Sementara itu anggota Dewan Jaminan Nasional (DJSN) Ahmad Anshori mengatakan semoga Pemerintah segera menetapkan Dewas dan direksi definitif, sehingga ada kepastian. Serta direksi dan Dewas bisa bekerja optimal.

Anshori juga mengomentari soal mutasi pejabat yang dilakukan oleh Plt direktur utama. Ia menilai  mutasi tersebut, seharusnya tidak dapat dilakukan oleh Plt Dirut tersebut.

"Sesuai UU 30 tahun 2014, mutasi pegawai termasuk hal yang tidak dapat dilakukan oleh Plt," ujarnya kepada gresnews.com.

TUNJUK PEJABAT PELAKSANA - Sebelumnya menyikapi belum terpilihnya dewan direksi BPJS baik BPJS Kesehatan maupun BPJS Ketenagakerjaan, Presiden Joko Widodo mengeluarkan empat Keputusan Presiden (Keppres) untuk dua lembaga jaminan sosial itu.
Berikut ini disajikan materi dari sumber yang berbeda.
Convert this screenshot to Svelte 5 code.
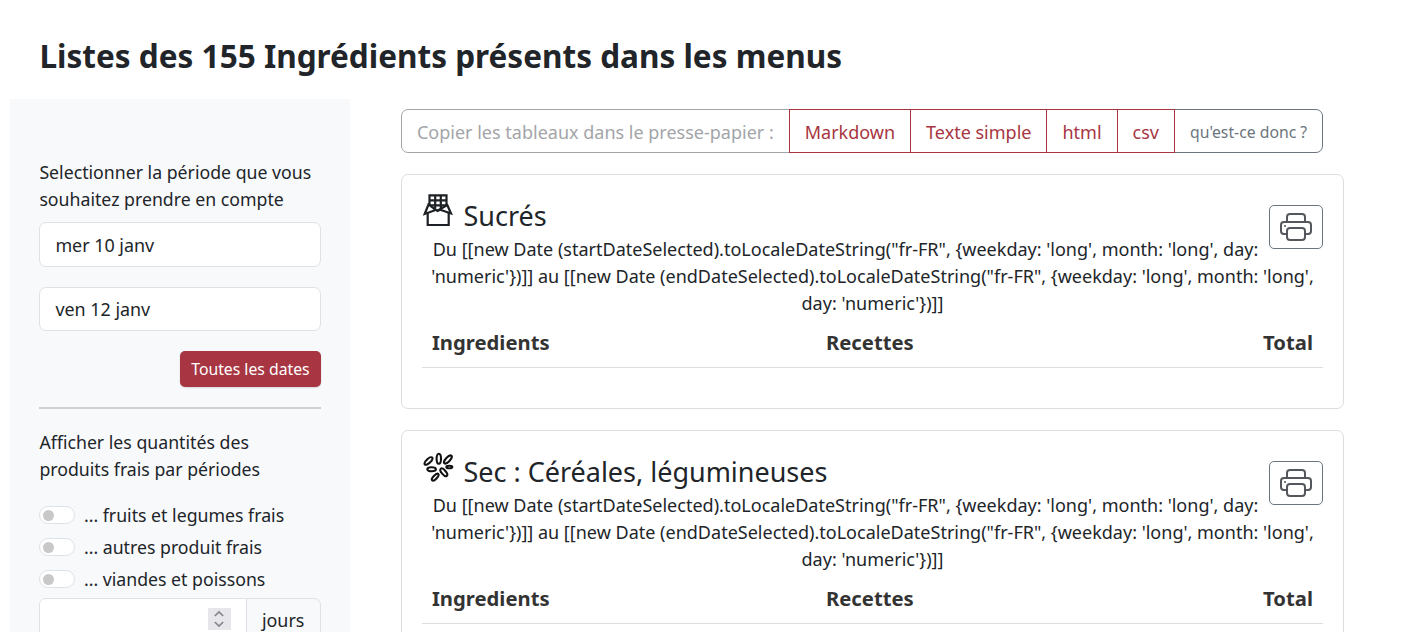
<script>
  const formats = ['Markdown', 'Texte simple', 'html', 'csv'];
  const switches = ['... fruits et legumes frais', '... autres produit frais', '... viandes et poissons'];
  const dates = ['mer 10 janv', 'ven 12 janv'];
  const sections = [
    { title: 'Sucrés', icon: 'chocolate' },
    { title: 'Sec : Céréales, légumineuses', icon: 'grains' }
  ];
  const period =
    `Du [[new Date (startDateSelected).toLocaleDateString("fr-FR", {weekday: 'long', month: 'long', day: 'numeric'})]] au [[new Date (endDateSelected).toLocaleDateString("fr-FR", {weekday: 'long', month: 'long', day: 'numeric'})]]`;
</script>

<div class="page">
  <h1>Listes des 155 Ingrédients présents dans les menus</h1>
  <div class="layout">
    <aside>
      <p class="label">Selectionner la période que vous souhaitez prendre en compte</p>
      {#each dates as date}
        <div class="field">{date}</div>
      {/each}
      <div class="actions"><button class="all">Toutes les dates</button></div>
      <hr />
      <p class="label">Afficher les quantités des<br />produits frais par périodes</p>
      <div class="switches">
        {#each switches as text}
          <div class="switch"><span class="track"></span><span>{text}</span></div>
        {/each}
      </div>
      <div class="days">
        <div class="number">
          <span class="spin">
            <svg width="12" height="18" viewBox="0 0 12 18" fill="none" stroke="#858589" stroke-width="1.7"><path d="M1.800 6 6 2l4.200 4M1.800 12 6 16l4.200-4" /></svg>
          </span>
        </div>
        <div class="unit">jours</div>
      </div>
    </aside>
    <main>
      <div class="group">
        <span class="btn muted">Copier les tableaux dans le presse-papier :</span>
        {#each formats as format}
          <button class="btn red">{format}</button>
        {/each}
        <button class="btn help">qu'est-ce donc ?</button>
      </div>
      {#each sections as section}
        <section class="card">
          <button class="print" aria-label="Imprimer">
            <svg width="32" height="32" viewBox="0 0 16 16" fill="#54585c">
              <path d="M2.500 8a.5.5 0 1 0 0-1 .5.5 0 0 0 0 1z" />
              <path d="M5 1a2 2 0 0 0-2 2v2H2a2 2 0 0 0-2 2v3a2 2 0 0 0 2 2h1v1a2 2 0 0 0 2 2h6a2 2 0 0 0 2-2v-1h1a2 2 0 0 0 2-2V7a2 2 0 0 0-2-2h-1V3a2 2 0 0 0-2-2H5zM4 3a1 1 0 0 1 1-1h6a1 1 0 0 1 1 1v2H4V3zm1 5a2 2 0 0 0-2 2v1H2a1 1 0 0 1-1-1V7a1 1 0 0 1 1-1h12a1 1 0 0 1 1 1v3a1 1 0 0 1-1 1h-1v-1a2 2 0 0 0-2-2H5zm7 2v3a1 1 0 0 1-1 1H5a1 1 0 0 1-1-1v-3a1 1 0 0 1 1-1h6a1 1 0 0 1 1 1z" />
            </svg>
          </button>
          <h2>
            {#if section.icon === 'chocolate'}
              <svg class="icon" width="32" height="36" viewBox="0 0 32 36" fill="none" stroke="#1d2024" stroke-width="2.200">
                <path d="M7.500 13V3.300h17V13M7 8.300h17.500M8 13.300h16M13.200 3.300v13M18.800 3.300v13" />
                <path d="M5.700 21v-3l10-1 11 1v15h-21z" fill="#fff" stroke="none" />
                <path d="M5.700 20.500V33h21V20.500M11 16l4.700 3 5.300-3" />
                <path d="M6.500 12.500 2.700 22l11-4zM25.300 13l3.700 8.500-11.500-4z" fill="#fff" />
              </svg>
            {:else}
              <svg class="icon" width="32" height="36" viewBox="0 0 32 36" fill="none" stroke="#111" stroke-width="2.100">
                <ellipse cx="6.500" cy="13" rx="5" ry="2.100" transform="rotate(-44 6.500 13)" />
                <ellipse cx="16.800" cy="10.700" rx="2.200" ry="5" />
                <ellipse cx="25.900" cy="11.500" rx="5.200" ry="2.100" transform="rotate(-47 25.900 11.500)" />
                <ellipse cx="9.600" cy="21.300" rx="4.300" ry="2" />
                <ellipse cx="27.300" cy="19" rx="3" ry="1.300" />
                <ellipse cx="21.800" cy="24.300" rx="4.700" ry="2.100" transform="rotate(50 21.800 24.300)" />
                <ellipse cx="13.200" cy="29.200" rx="4.400" ry="1.800" transform="rotate(-46 13.200 29.200)" />
              </svg>
            {/if}
            <span>{section.title}</span>
          </h2>
          <p class="period">{period}</p>
          <div class="head"><span>Ingredients</span><span>Recettes</span><span>Total</span></div>
        </section>
      {/each}
    </main>
  </div>
</div>

<style>
  :global(body) { background: #fff; overflow: hidden; }
  * { box-sizing: border-box; }
  .page { height: 632px; overflow: hidden; font: 17.900px/26.900px "Noto Sans", sans-serif; color: #212529; }
  button { font: inherit; margin: 0; }
  h1 { margin: 0; padding: 36px 0 0 39.500px; height: 99px; font-size: 31.520px; line-height: 40px; font-weight: 700; }
  .layout { display: flex; align-items: flex-start; padding-left: 10px; }
  aside { width: 340.400px; height: 760px; flex: none; padding: 60px 29.500px 0 29.400px; background: #f8f9fb; }
  .label { margin: 0 0 9.500px; font-size: 17.720px; }
  .field { height: 44.500px; margin-bottom: 20px; padding: 8.500px 15px; background: #fff; border: 1px solid #dee2e6; border-radius: 7px; }
  .actions { display: flex; justify-content: flex-end; }
  .all { height: 36px; padding: 0 11.300px; font-size: 15.750px; line-height: 36px; color: #fff; background: #a73642; border: 0; border-radius: 5px; box-shadow: 0 1px 2px #0002; }
  hr { height: 2px; margin: 20px 0; border: 0; background: #cfd2d5; }
  hr + .label { position: relative; top: -0.500px; }
  .switches { margin-top: 16px; font-size: 17.720px; }
  .switch { display: flex; align-items: center; gap: 9px; height: 32px; }
  .track { width: 35.500px; height: 18px; background: #fff; border: 1px solid #dee2e6; border-radius: 9px; padding: 2.500px; }
  .track::before { content: ''; display: block; width: 11.500px; height: 11.500px; border-radius: 50%; background: #c8c8c8; }
  .days { display: flex; height: 45px; margin-top: 3px; border: 1px solid #dee2e6; border-radius: 7px; overflow: hidden; }
  .number { flex: 1; display: flex; justify-content: flex-end; align-items: flex-start; padding: 9px 15px 0 0; background: #fff; }
  .spin { display: grid; place-items: center; width: 23px; height: 22px; background: #e7e7eb; }
  .unit { padding: 8px 15.500px 8px 15px; border-left: 1px solid #dee2e6; }
  main { width: 943px; margin-left: 50.600px; padding-top: 10.400px; }
  .group { display: flex; width: max-content; height: 44px; margin-bottom: 20.600px; font-size: 18px; }
  .btn { height: 44px; padding: 0 15px; line-height: 42px; background: #fff; border: 1px solid; white-space: nowrap; }
  .btn + .btn { margin-left: -1px; }
  .muted { padding-top: 1px; color: #a3a5a8; border-radius: 7px 0 0 7px; }
  .red { padding-top: 1px; color: #a73642; position: relative; z-index: 1; }
  .help { padding-top: 1px; font-size: 15.750px; color: #6c757d; border-radius: 0 7px 7px 0; }
  .card { height: 235px; margin-bottom: 21px; padding: 19px 20px; border: 1px solid #dcdee0; border-radius: 7px; }
  .print { float: right; display: grid; place-items: center; width: 54px; height: 44px; margin-top: 11px; padding: 0; background: #fff; border: 1px solid #6c757d; border-radius: 5px; }
  h2 { display: flex; gap: 9.500px; height: 42px; margin: 0; font-size: 26.970px; line-height: 44px; font-weight: 400; }
  .icon { flex: none; margin-top: -2px; }
  .period { margin: 0; text-align: center; font-size: 18.020px; }
  .head { display: grid; grid-template-columns: 394px 1fr auto; height: 51px; padding: 12.200px 10px 0; border-bottom: 1px solid #dcdee0; font-size: 20.250px; line-height: 27px; font-weight: 700; color: #333; }
</style>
Yakni Keppres 140/P Tahun 2015, 141/P Tahun 2015, 142/P Tahun 2015 dan 143/P Tahun 2015.

Keppres tersebut menginstruksikan bahwa direksi Badan Pengelola Jaminan Sosial (BPJS) Kesehatan dan BPJS Ketenagakerjaan akan melanjutkan tugasnya, yang seharusnya telah berakhir setelah tanggal 31 Desember 2015 lalu.

Sementara akhir 2015 lalu Panitia Seleksi (Pansel) Calon Anggota Dewan Pengawas dan Calon Anggota Dewan Direksi Badan Penyelenggara Jaminan Sosial (BPJS) telah menyelesaikan tugasnya. Pansel juga telah menyerahkan nama-nama calon direksi BPJS. Pengesahan  para pejabat tinggi BPJS Ketenagakerjaan itu kini di tangan presiden untuk menentukan 8 nama direksi.

Penunjukan kembali direksi lama itu sempat dikritik Koordinator advokasi BPJS Watch Timboel Siregar. Menurutnya direksi BPJS Ketenagakerjaan dan BPJS Kesehatan yang saat ini menjabat dan mendaftar lagi dinilai tidak layak untuk duduk dan menjabat lagi.

"Mereka telah gagal dengan berbagai program yang dibuat," katanya beberapa waktu lalu.

BPJS Watch, menurut timboel, menemukan sejumlah kinerja direksi BPJS Ketenagakerjaan yang perlu dipertanyakan. Antara lain, soal pergantian sistem informasi baru yang belum teruji. Sebab sistem baru itu tidak memberikan manfaat yang signifikan terhadap pelayanan BPJS Ketenagakerjaan saat ini. Selain itu optimalnya pembentukan 150 kantor cabang pusat (KCP). Juga tidak transparannya penyerahan aset dan dana program JPK ke Askes (BPJS Kesehatan) dari Jamsostek (BPJS Ketenagakerjaan) yang jumlahnya mencapai Rp400 miliar.